Guided Reading Level: J
Classroom Activities: During Methods Block, I tutored fourth graders and read this book to them. We played a short game that allowed them to create their own monster. The students were then asked to write a narrative story about the monster they created.
Charlotte's Web by E.B. White is a novel about a girl named Fern who adopts a pig named Wilbur. Wilbur is a runt born of a litter on Fern's father's farm. When it is announced that her father is going to kill the pig, Fern rushes forth to save it. Her father spares the pig, but only if Fern agrees to care for it. Falling in love immediately with the little pig, she feeds him regularly with a bottle, and names him Wilbur.
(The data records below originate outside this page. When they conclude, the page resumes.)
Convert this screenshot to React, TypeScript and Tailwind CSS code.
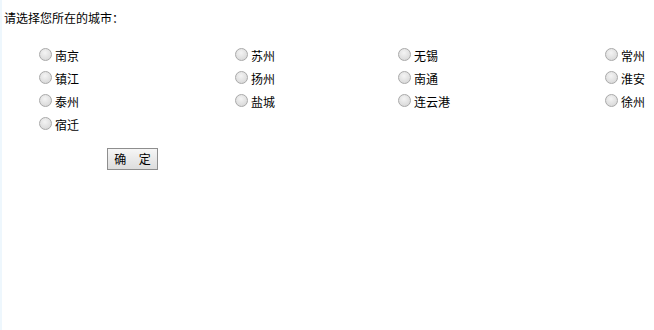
const cities = [
  ['南京', '苏州', '无锡', '常州'],
  ['镇江', '扬州', '南通', '淮安'],
  ['泰州', '盐城', '连云港', '徐州'],
  ['宿迁'],
]

function Radio({ label }: { label: string }) {
  return (
    <label className="flex h-[23px] items-start">
      <span className="mt-[3px] h-[13px] w-[13px] shrink-0 rounded-full border border-[#a9a9a9] bg-[radial-gradient(circle_at_45%_35%,#f4f4f4,#d2d2d2)]" />
      <span className="ml-[3px] mt-[4px] leading-[14px]">{label}</span>
    </label>
  )
}

export default function App() {
  return (
    <div className="flex h-[330px] w-[654px] bg-white text-[12px] text-black [font-family:'Noto_Sans_CJK_SC',sans-serif]">
      <div className="w-[2px] shrink-0 bg-[#eef7fd]" />
      <div className="flex-1 pl-[2px] pt-[10px]">
        <p className="leading-[16px]">请选择您所在的城市：</p>
        <div className="ml-[35px] mt-[19px] grid grid-cols-[196px_163px_207px_1fr]">
          {cities.flat().map((c) => (
            <Radio key={c} label={c} />
          ))}
        </div>
        <button className="ml-[103px] mt-[11px] h-[22px] w-[51px] border border-[#8e8e8e] bg-gradient-to-b from-[#f6f6f6] to-[#dddddd] text-[12px] leading-none tracking-[5px] pl-[5px]">
          确 定
        </button>
      </div>
    </div>
  )
}
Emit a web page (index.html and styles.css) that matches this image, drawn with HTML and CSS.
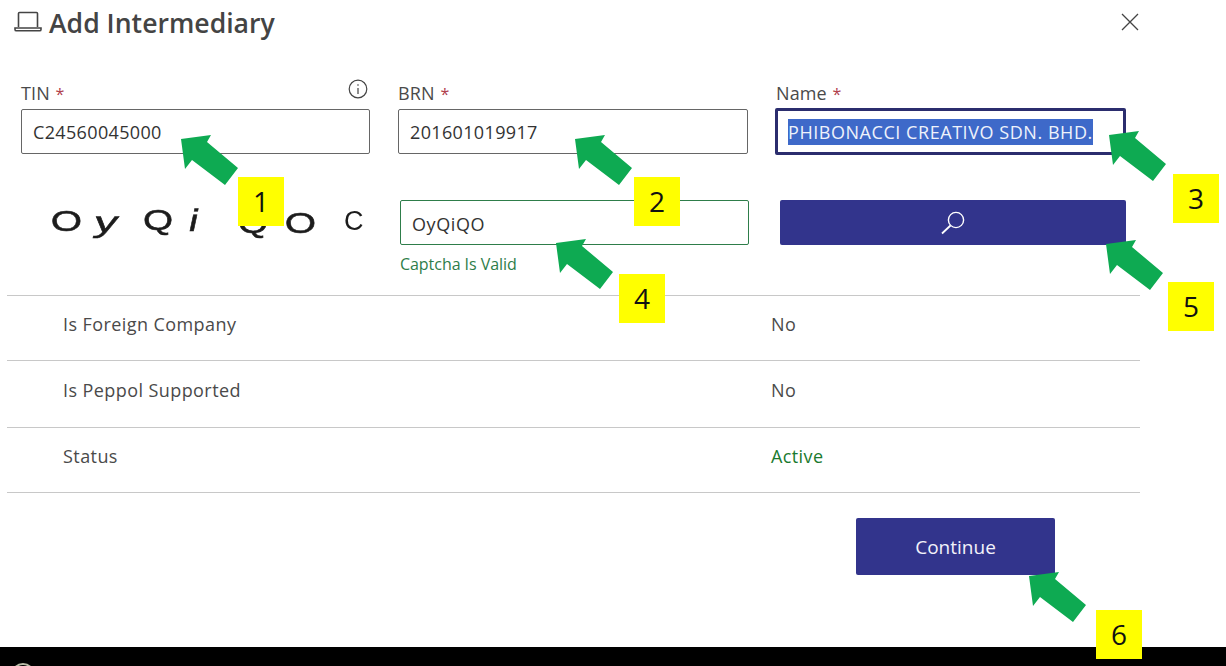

Wilbur is Fern's constant companion until he grows big enough to be transferred to his new home in the barn of Fern's neighboring uncle. Fern is able to visit Wilbur, but is unable to see him as often. Out of boredom, Wilbur begins to befriend other animals in the barn, who often patronizingly instruct the still naïve little pig in the ways of life. His most important friend, however, turns out to be a spider named Charlotte, who occupies a web in the corner of a doorway above him. Her love for Wilbur, coupled with her ingenuity, will save Wilbur's life.
Guided Reading Level: R
Classroom Activities: Students can make a campaign poster to save Wilbur. Ask them to pay close attention to their word choice and to choose different words than E.B. White did in Charlotte’s Web.